The Personal Blog of Stephen Sekula

A Murmur of the Monster’s Heart

Tonight’s Nova, which focused on the supermassive black hole at the center of our galaxy, got me thinking back to Jodi’s graduate research. “Monster of the Milky Way”:http://www.pbs.org/wgbh/nova/blackhole/ was a fun tour of the physics of black holes, the science behind their detection, and the road of discovery on the way to understanding galaxies. At the heart of every galaxy, it seems, lurks a supermassive black hole. These monsters formed as smaller galaxies collided, forming larger ones, which gobbled up even more small galaxies. Our galaxy is no different.
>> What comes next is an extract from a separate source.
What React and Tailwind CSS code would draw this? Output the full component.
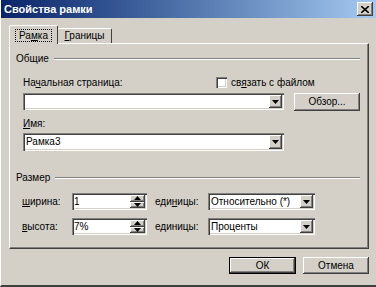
import React from "react";

const raised =
  "bg-[#d4d0c8] shadow-[inset_-1px_-1px_#404040,inset_1px_1px_#ffffff,inset_-2px_-2px_#808080]";
const sunken =
  "bg-white shadow-[inset_1px_1px_#808080,inset_2px_2px_#404040,inset_-1px_-1px_#ffffff,inset_-2px_-2px_#d4d0c8]";

function Arrow({ up }) {
  return (
    <svg width="7" height="4" viewBox="0 0 7 4">
      <path d={up ? "M3.5 0 L7 4 L0 4 Z" : "M0 0 L7 0 L3.5 4 Z"} fill="#000" />
    </svg>
  );
}

function Combo({ value, width, height = "h-[17px]" }) {
  return (
    <div className={`${sunken} ${width} ${height} flex items-stretch p-[2px]`}>
      <div className="flex-1 flex items-center pl-[1px] leading-none">{value}</div>
      <div className={`${raised} w-[13px] flex items-center justify-center`}>
        <Arrow />
      </div>
    </div>
  );
}

function Spin({ value }) {
  return (
    <div className={`${sunken} w-[75px] h-[17px] flex items-stretch p-[2px]`}>
      <div className="flex-1 flex items-center leading-none">{value}</div>
      <div className="w-[15px] flex flex-col">
        <div className={`${raised} flex-1 flex items-center justify-center`}>
          <Arrow up />
        </div>
        <div className={`${raised} flex-1 flex items-center justify-center`}>
          <Arrow />
        </div>
      </div>
    </div>
  );
}

function Group({ title }) {
  return (
    <div className="flex items-center h-[13px] pl-[6px] pr-[8px]">
      <span className="leading-none">{title}</span>
      <div className="flex-1 ml-[5px] h-[2px] border-t border-t-[#808080] border-b border-b-white" />
    </div>
  );
}

export default function App() {
  return (
    <div className="w-[376px] h-[287px] bg-[#d4d0c8] text-black text-[10px] font-['Liberation_Sans',Arial,sans-serif] flex flex-col border-l border-l-white border-b-2 border-b-[#404040]">
      <div className="h-[18px] flex items-center justify-between pl-[3px] pr-[3px] bg-linear-to-r from-[#0a246a] to-[#a6caf0]">
        <span className="text-white font-bold text-[11px] leading-none">Свойства рамки</span>
        <div className={`${raised} w-[16px] h-[14px] flex items-center justify-center`}>
          <svg width="8" height="7" viewBox="0 0 8 7">
            <path d="M0 0 L8 7 M8 0 L0 7" stroke="#000" strokeWidth="1.6" />
          </svg>
        </div>
      </div>

      <div className="pl-[8px] pt-[7px]">
        <div className="flex items-end h-[18px]">
          <div className="relative z-10 w-[49px] h-[19px] -mb-px bg-[#d4d0c8] border-t border-l border-white border-r border-r-[#404040] rounded-t-[2px] flex items-start justify-center pt-[3px]">
            <span className="border border-dotted border-black px-[3px] leading-[11px]">
              Ра<u>м</u>ка
            </span>
          </div>
          <div className="w-[54px] h-[15px] border-t border-white border-r border-r-[#404040] rounded-t-[2px] flex items-center justify-center">
            <span className="leading-none">
              <u>Г</u>раницы
            </span>
          </div>
        </div>

        <div className="w-[360px] h-[206px] border-t border-l border-white border-r border-r-[#404040] border-b border-b-[#404040] shadow-[inset_-1px_-1px_#808080] flex flex-col">
          <div className="mt-[8px]">
            <Group title="Общие" />
          </div>

          <div className="mt-[11px] flex items-center h-[13px]">
            <span className="w-[206px] pl-[13px] leading-none">
              На<u>ч</u>альная страница:
            </span>
            <div className={`${sunken} w-[11px] h-[11px]`} />
            <span className="ml-[4px] leading-none">
              св<u>я</u>зать с файлом
            </span>
          </div>

          <div className="mt-[4px] flex items-start pl-[13px]">
            <Combo value="" width="w-[261px]" />
            <div className={`${raised} ml-[10px] w-[66px] h-[18px] flex items-center justify-center leading-none`}>
              Обзор...
            </div>
          </div>

          <div className="mt-[6px] h-[13px] flex items-center pl-[13px] leading-none">
            <span>
              <u>И</u>мя:
            </span>
          </div>

          <div className="mt-[3px] pl-[13px]">
            <Combo value="Рамка3" width="w-[261px]" height="h-[18px]" />
          </div>

          <div className="mt-[20px]">
            <Group title="Размер" />
          </div>

          <div className="mt-[9px] flex items-center">
            <span className="w-[62px] pl-[12px] leading-none">
              <u>ш</u>ирина:
            </span>
            <Spin value="1" />
            <span className="w-[61px] pl-[8px] leading-none">
              еди<u>н</u>ицы:
            </span>
            <Combo value="Относительно (*)" width="w-[107px]" />
          </div>

          <div className="mt-[8px] flex items-center">
            <span className="w-[62px] pl-[12px] leading-none">
              <u>в</u>ысота:
            </span>
            <Spin value="7%" />
            <span className="w-[61px] pl-[8px] leading-none">
              единицы:
            </span>
            <Combo value="Проценты" width="w-[107px]" />
          </div>
        </div>

        <div className="mt-[8px] flex justify-end gap-[7px] pr-[7px]">
          <div className="w-[67px] h-[17px] border border-black">
            <div className={`${raised} w-full h-full flex items-center justify-center leading-none`}>
              ОК
            </div>
          </div>
          <div className={`${raised} w-[66px] h-[17px] flex items-center justify-center leading-none`}>
            Отмена
          </div>
        </div>
      </div>
    </div>
  );
}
What differentiates these monsters is their plate. When it’s full of stars in close proximity, the black hole feeds continuously. As particles accelerate into the monster, radiation is emitted. Material jets shoot out of the plane of the galaxy, like lighthouse lamplights drilling through the fog. The Milky Way’s plate has a few crumbs, and the beast rarely burps. Other galaxies eject radiation over vast distances, their radiation jets stretching hundreds of thousands of light years.

Jodi’s graduate research concentrated on detecting a diffuse flux of neutrinos – that is, neutrinos whose origins are not single points on the sky, but which appear to come from everywhere. The theory says that in these colossal jets from these supermassive black holes, neutrinos should be produced by the decay of pi mesons which are shock-accelerated by waves of immense pressure in the jet. Since active galaxies, consuming their stars and spitting out their radiation, are everywhere, if neutrinos are produced you should see them all over the place, and at very high energies.

She didn’t observe this effect, and as often happens she had to simply set an upper limit on this flux. However, it still draws wonder. Are there ultra high-energy neutrinos out there? If so, where do they come from? Are they the product of a greedy monster, the hearts of active galaxies spread across the universe? Are neutrinos the weak little heart murmur that will let us understand our galaxies at a deeper level?